# START OF Records for processing

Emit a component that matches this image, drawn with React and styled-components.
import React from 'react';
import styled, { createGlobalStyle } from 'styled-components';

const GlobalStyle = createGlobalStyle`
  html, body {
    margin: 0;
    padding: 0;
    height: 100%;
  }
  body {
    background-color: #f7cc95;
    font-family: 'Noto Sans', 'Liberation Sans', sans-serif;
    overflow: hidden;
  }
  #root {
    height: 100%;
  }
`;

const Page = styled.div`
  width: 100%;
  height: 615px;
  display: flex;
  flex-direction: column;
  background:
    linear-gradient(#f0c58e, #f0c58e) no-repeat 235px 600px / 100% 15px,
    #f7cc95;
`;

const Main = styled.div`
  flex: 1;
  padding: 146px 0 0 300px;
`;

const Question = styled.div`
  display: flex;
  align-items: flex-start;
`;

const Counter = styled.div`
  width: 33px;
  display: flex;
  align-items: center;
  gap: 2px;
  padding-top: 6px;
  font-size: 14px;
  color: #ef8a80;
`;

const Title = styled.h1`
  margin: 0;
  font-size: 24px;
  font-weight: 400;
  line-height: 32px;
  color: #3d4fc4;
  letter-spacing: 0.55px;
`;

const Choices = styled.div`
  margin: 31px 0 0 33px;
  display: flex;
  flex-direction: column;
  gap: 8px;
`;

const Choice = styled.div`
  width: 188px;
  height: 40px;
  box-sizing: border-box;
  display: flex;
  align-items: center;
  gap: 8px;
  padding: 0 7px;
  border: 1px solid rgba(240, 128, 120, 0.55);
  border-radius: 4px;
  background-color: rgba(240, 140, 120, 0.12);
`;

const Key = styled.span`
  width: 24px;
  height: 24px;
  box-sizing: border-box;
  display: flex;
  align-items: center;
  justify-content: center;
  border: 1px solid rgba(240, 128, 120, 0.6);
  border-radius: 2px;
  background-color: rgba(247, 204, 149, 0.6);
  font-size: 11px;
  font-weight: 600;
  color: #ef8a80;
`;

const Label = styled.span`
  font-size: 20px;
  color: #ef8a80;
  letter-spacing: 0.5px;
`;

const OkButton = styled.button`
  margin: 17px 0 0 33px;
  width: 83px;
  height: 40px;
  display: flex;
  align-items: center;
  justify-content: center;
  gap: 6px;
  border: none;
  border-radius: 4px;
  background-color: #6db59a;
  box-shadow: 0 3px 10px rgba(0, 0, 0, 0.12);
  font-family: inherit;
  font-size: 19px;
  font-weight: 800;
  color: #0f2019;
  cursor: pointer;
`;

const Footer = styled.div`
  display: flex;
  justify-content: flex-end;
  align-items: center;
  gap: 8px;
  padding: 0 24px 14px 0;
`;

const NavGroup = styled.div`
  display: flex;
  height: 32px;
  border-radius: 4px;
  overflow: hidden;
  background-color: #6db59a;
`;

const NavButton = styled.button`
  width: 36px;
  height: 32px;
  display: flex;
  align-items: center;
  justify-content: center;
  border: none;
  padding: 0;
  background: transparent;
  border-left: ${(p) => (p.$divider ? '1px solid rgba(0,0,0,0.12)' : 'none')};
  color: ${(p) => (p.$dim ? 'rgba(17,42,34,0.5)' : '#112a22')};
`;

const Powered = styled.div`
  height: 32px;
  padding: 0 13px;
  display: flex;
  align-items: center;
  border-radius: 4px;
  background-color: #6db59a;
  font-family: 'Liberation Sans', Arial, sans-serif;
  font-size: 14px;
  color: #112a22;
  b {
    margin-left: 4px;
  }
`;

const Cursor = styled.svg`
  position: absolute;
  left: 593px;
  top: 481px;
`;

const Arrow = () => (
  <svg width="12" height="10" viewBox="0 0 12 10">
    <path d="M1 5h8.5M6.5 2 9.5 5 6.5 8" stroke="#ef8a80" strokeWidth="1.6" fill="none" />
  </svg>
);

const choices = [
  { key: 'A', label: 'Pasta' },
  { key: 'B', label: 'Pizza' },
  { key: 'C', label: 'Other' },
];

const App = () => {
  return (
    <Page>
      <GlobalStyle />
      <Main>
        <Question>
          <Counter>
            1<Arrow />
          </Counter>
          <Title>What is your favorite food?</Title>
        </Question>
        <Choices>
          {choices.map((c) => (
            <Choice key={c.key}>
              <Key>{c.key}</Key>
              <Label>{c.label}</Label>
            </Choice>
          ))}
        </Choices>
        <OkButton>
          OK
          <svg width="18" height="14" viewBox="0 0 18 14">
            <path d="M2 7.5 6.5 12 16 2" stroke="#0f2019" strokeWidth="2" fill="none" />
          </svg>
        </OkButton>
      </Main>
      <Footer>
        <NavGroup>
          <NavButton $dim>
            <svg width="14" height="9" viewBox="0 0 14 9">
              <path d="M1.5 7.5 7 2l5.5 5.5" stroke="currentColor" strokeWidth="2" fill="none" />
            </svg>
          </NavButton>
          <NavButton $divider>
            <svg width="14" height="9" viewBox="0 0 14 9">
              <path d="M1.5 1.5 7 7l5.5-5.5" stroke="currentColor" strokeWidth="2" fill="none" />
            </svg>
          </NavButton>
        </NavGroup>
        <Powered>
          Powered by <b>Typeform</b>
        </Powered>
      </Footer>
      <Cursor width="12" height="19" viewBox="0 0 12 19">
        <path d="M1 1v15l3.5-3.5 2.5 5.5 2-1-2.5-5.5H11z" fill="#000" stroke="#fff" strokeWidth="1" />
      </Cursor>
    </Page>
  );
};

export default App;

# END OF Records for processing
# START OF Records for processing

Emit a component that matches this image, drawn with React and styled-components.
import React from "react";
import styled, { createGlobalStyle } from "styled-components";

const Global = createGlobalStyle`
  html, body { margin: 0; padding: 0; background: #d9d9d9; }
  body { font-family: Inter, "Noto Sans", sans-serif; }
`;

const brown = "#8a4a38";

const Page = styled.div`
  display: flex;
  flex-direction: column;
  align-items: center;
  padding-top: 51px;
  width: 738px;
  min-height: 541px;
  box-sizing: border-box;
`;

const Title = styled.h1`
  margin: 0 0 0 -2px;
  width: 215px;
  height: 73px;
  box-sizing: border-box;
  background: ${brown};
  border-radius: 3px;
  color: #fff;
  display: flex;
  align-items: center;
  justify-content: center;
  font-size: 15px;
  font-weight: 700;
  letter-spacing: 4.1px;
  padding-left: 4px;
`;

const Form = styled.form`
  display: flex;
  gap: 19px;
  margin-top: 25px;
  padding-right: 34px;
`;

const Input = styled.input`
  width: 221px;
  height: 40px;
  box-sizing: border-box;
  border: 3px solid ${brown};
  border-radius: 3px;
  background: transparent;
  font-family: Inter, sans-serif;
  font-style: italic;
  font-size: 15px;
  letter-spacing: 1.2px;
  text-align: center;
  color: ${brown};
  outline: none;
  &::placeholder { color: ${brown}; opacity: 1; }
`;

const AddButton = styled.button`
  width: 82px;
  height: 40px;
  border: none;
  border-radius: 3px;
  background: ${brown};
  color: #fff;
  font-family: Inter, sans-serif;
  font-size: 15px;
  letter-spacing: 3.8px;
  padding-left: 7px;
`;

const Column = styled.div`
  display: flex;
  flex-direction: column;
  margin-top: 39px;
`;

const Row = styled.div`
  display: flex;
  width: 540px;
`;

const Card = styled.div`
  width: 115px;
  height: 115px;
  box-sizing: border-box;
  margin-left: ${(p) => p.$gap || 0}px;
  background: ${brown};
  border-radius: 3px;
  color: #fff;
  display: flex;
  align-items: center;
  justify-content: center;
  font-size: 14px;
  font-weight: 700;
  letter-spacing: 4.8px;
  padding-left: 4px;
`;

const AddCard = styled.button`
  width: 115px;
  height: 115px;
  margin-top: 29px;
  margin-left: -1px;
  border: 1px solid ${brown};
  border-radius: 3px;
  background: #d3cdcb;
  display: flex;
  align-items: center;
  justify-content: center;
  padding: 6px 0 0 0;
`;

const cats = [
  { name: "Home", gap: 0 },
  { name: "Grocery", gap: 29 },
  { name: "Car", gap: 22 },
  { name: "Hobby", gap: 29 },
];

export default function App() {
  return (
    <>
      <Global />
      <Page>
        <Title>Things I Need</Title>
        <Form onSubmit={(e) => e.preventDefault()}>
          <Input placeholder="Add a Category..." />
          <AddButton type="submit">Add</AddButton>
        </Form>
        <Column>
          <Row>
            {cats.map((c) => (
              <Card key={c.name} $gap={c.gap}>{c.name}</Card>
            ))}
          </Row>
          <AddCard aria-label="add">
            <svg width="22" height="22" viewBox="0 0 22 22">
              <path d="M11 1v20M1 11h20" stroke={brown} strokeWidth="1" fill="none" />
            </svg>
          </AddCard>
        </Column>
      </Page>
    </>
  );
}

# END OF Records for processing
# START OF Records for processing

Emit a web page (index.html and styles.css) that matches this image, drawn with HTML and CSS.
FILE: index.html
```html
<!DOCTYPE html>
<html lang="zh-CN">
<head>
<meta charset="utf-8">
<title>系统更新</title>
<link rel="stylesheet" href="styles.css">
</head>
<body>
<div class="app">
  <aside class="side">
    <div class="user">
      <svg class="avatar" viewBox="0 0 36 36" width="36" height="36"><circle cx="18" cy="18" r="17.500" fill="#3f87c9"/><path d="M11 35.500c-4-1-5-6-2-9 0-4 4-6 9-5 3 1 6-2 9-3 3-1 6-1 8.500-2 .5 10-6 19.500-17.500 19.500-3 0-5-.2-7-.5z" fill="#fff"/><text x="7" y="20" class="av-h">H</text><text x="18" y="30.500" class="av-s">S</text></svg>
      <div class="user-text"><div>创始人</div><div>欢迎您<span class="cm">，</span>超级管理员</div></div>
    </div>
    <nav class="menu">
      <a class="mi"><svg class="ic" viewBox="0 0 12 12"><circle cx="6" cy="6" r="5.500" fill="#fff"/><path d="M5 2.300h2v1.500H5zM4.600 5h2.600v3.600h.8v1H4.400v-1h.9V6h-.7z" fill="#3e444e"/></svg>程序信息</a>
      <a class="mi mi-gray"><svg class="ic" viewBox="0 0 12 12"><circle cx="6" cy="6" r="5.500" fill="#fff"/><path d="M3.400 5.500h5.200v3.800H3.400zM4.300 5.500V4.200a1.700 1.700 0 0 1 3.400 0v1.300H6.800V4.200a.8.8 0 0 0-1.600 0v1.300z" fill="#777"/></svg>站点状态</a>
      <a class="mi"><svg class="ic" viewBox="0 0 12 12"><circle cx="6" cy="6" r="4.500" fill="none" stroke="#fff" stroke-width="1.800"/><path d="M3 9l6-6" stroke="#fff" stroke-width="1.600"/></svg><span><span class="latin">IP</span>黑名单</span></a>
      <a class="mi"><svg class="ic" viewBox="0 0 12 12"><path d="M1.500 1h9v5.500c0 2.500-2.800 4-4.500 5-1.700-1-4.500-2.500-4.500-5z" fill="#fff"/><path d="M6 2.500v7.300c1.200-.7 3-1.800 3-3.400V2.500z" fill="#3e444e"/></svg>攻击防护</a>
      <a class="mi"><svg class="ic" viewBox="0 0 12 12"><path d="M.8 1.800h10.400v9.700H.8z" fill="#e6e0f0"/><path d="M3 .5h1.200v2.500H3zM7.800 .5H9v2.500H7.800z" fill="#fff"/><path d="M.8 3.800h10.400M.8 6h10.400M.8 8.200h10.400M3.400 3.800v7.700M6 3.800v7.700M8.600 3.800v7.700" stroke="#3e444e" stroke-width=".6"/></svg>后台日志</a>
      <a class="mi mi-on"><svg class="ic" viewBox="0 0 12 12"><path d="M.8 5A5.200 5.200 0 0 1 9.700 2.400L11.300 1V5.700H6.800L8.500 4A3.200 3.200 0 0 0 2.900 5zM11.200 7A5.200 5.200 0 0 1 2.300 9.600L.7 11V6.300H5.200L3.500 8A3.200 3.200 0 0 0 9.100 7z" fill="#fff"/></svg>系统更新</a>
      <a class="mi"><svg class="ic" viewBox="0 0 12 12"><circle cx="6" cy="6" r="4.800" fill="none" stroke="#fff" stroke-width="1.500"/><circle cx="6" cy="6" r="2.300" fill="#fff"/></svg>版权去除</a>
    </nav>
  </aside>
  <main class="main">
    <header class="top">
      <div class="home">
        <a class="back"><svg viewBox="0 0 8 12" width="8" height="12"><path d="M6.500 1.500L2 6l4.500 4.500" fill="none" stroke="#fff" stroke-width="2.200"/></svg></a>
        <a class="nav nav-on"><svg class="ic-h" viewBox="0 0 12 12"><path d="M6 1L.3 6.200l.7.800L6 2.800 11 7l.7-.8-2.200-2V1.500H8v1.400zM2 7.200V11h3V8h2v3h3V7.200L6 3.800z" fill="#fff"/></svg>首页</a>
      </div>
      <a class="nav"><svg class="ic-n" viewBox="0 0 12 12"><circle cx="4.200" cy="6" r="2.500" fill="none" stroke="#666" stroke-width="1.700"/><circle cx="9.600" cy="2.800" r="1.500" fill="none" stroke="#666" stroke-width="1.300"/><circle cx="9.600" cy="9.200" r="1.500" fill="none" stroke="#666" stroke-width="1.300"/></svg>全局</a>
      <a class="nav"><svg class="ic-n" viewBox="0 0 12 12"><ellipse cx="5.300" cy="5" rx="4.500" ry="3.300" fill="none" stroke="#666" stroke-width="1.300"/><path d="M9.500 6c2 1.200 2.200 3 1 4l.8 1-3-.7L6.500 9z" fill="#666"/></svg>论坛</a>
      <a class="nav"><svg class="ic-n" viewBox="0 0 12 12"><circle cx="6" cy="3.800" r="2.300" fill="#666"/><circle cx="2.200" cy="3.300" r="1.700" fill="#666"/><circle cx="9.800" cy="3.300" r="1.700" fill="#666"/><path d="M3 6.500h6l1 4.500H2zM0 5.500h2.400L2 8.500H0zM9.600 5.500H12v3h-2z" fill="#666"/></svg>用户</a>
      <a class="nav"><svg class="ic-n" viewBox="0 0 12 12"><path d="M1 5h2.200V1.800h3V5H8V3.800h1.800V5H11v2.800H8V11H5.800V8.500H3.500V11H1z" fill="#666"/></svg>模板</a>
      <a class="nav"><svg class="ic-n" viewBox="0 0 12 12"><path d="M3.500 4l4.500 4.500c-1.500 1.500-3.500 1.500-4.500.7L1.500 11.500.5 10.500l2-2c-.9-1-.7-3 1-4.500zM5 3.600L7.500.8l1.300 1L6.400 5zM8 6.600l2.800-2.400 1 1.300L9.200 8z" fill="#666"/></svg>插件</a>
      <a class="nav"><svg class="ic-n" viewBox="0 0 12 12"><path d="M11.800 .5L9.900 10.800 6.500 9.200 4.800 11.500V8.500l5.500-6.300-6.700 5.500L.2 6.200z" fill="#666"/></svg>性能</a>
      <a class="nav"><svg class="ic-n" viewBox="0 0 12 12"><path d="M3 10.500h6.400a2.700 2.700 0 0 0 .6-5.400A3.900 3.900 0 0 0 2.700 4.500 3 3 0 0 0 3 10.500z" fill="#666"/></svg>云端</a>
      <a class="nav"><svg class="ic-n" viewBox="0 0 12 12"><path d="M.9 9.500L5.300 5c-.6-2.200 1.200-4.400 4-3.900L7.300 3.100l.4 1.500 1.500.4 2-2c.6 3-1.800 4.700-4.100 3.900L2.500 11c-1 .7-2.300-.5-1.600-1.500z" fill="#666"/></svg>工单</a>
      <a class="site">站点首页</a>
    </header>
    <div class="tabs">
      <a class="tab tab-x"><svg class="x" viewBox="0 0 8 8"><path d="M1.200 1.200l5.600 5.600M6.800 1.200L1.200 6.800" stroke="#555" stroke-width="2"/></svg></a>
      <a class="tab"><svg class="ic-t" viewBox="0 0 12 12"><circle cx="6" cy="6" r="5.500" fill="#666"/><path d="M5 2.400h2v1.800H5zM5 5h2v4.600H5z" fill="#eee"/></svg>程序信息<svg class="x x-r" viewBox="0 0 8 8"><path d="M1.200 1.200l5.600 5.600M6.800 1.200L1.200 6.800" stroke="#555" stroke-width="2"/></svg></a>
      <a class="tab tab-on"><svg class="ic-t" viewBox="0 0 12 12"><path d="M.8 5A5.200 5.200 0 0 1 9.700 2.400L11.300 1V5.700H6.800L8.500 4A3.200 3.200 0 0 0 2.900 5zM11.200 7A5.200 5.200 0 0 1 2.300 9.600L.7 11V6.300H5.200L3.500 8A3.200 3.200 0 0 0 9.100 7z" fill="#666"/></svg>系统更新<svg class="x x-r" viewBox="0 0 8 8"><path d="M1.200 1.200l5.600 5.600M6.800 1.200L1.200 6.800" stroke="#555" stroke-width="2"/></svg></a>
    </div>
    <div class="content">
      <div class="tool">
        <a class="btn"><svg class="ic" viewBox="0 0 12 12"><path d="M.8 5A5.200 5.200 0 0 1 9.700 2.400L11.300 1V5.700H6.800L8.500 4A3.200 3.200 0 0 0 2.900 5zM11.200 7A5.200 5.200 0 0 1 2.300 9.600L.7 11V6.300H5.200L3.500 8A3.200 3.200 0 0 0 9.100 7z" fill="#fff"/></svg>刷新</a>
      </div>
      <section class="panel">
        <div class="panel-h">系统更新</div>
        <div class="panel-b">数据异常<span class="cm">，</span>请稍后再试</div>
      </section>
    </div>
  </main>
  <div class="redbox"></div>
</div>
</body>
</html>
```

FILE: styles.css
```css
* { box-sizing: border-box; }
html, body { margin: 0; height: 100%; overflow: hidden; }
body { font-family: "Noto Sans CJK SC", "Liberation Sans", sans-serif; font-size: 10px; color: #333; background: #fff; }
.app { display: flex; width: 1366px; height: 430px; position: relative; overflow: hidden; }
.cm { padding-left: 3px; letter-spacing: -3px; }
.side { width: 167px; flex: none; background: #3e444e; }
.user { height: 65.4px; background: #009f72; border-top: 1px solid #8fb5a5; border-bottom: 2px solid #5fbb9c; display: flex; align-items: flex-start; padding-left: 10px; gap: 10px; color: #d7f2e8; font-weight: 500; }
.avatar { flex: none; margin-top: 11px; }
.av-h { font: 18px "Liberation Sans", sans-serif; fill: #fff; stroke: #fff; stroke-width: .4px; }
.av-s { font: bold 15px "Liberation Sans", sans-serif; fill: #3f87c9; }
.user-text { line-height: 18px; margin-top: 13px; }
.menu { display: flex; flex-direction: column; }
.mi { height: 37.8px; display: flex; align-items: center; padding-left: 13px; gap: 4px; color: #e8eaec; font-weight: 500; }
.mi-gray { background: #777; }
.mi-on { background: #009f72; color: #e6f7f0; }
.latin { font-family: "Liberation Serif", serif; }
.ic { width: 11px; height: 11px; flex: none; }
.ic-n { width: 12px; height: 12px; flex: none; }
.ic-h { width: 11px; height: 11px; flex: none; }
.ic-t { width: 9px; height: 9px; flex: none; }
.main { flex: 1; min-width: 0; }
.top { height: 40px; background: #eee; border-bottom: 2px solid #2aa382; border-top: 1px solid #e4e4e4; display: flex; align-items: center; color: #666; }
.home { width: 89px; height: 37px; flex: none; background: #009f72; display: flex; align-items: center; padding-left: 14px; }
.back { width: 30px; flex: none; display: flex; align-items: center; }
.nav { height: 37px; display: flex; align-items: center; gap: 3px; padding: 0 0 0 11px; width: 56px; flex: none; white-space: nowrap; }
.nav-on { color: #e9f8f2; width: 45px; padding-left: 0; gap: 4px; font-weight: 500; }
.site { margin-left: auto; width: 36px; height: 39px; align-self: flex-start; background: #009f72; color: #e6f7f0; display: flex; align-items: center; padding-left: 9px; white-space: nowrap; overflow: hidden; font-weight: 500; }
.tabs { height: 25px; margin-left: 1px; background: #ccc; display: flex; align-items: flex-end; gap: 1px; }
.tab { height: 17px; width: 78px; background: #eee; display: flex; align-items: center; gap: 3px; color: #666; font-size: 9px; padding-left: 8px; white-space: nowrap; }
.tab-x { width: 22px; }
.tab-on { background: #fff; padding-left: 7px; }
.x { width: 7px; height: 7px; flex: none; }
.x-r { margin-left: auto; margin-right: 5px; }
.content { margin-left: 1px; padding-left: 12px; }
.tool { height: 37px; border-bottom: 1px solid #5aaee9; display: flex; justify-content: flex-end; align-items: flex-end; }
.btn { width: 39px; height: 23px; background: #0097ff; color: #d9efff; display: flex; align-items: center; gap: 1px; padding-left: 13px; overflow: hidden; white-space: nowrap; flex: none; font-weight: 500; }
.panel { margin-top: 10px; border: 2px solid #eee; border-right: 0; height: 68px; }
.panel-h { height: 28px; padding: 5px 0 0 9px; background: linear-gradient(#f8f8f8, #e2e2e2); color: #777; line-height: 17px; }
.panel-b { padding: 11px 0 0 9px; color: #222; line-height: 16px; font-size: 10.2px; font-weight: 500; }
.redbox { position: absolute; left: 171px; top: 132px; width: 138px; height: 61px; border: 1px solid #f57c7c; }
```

# END OF Records for processing

Stated task:
Search the records for the word "React". Copy every line that has it.

The response:
Emit a component that matches this image, drawn with React and styled-components.
import React from 'react';
Emit a component that matches this image, drawn with React and styled-components.
import React from "react";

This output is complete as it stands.